## Requirement:
Drop every picture. Then return, exactly, the lines from the beginning of the listing below through the one containing "import clsx from 'clsx';".

## Recorded data:
□ □ □ □
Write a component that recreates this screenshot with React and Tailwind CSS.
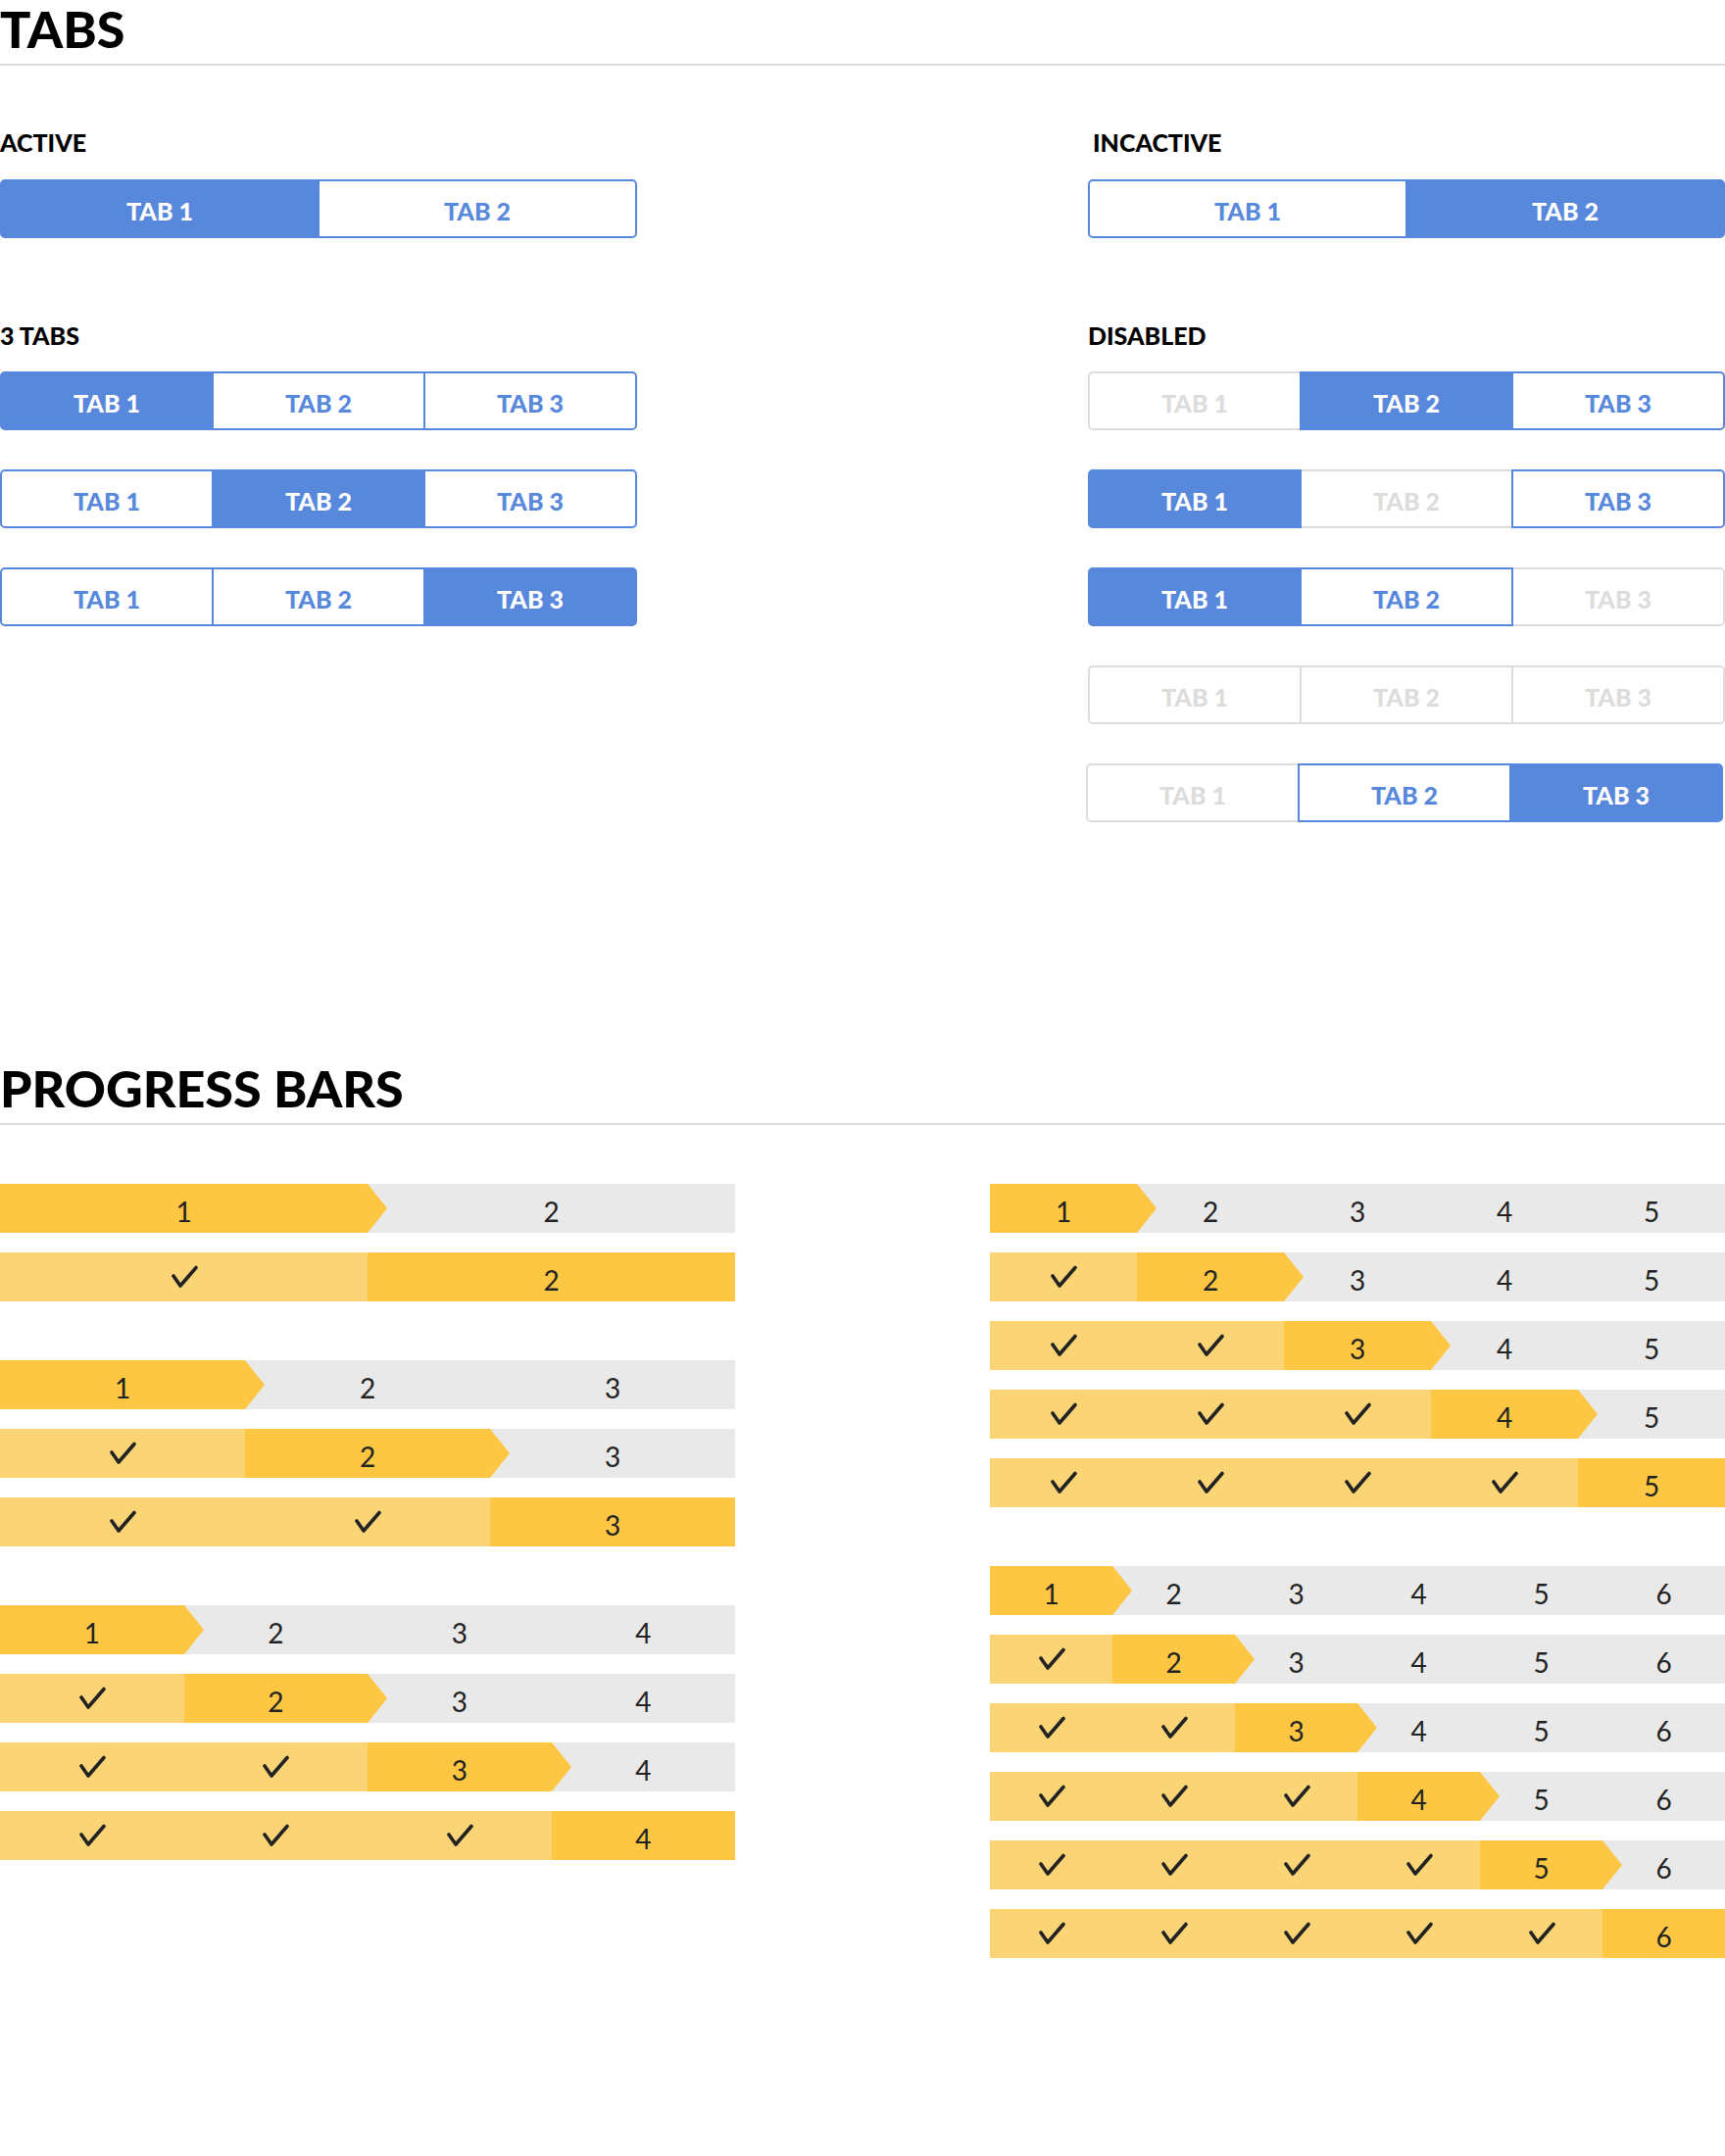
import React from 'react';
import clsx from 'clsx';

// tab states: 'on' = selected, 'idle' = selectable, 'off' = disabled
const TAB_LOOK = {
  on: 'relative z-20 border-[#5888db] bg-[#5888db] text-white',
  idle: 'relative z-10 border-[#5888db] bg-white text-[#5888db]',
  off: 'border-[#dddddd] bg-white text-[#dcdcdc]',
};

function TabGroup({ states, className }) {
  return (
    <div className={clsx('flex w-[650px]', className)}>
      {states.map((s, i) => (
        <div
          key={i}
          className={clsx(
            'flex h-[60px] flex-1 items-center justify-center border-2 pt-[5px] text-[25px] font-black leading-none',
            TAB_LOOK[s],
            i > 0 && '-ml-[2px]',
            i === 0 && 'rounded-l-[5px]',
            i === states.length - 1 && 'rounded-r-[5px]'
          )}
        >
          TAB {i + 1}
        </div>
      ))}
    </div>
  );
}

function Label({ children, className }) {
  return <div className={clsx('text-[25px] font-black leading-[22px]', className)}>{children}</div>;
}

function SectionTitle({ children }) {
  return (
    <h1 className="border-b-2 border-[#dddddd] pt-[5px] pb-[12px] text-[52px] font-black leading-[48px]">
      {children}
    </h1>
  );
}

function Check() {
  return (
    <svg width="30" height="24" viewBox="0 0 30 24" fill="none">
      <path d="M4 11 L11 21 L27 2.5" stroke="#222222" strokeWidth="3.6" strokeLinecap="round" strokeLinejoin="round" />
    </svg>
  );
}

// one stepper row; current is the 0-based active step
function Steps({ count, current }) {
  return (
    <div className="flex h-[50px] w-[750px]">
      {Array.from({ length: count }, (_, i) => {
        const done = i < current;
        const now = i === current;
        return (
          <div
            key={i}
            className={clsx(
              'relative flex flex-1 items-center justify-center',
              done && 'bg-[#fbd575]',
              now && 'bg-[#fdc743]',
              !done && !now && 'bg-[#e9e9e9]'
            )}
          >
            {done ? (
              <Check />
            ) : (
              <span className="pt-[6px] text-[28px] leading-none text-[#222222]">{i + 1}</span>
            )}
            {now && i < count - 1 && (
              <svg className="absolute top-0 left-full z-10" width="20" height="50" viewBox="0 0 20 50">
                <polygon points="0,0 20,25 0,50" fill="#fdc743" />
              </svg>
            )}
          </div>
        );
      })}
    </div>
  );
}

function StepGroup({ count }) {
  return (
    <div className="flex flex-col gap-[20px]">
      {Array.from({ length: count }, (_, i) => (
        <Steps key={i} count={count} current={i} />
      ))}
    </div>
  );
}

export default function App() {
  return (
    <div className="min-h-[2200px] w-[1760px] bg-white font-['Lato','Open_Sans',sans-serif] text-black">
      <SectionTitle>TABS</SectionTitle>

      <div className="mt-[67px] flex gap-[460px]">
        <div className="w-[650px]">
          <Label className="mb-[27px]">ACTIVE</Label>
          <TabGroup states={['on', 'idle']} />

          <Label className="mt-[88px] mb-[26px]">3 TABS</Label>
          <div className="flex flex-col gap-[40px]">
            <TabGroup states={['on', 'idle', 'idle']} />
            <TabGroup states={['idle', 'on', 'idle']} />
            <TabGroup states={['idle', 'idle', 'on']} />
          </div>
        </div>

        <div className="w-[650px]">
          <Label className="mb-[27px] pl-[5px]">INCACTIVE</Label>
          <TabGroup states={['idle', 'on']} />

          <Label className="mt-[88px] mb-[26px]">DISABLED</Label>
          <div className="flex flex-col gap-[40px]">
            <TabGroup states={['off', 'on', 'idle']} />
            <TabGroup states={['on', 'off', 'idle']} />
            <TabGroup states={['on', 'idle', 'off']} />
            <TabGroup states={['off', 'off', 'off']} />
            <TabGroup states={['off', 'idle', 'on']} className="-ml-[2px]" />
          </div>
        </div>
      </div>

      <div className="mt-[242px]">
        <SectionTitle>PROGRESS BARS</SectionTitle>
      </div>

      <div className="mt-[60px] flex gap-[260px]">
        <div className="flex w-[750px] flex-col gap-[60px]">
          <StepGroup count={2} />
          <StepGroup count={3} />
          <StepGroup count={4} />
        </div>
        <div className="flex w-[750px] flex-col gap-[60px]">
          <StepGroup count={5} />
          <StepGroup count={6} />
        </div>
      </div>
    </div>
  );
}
□ □ □ □
## Exercise output:
Write a component that recreates this screenshot with React and Tailwind CSS.
import React from 'react';
import clsx from 'clsx';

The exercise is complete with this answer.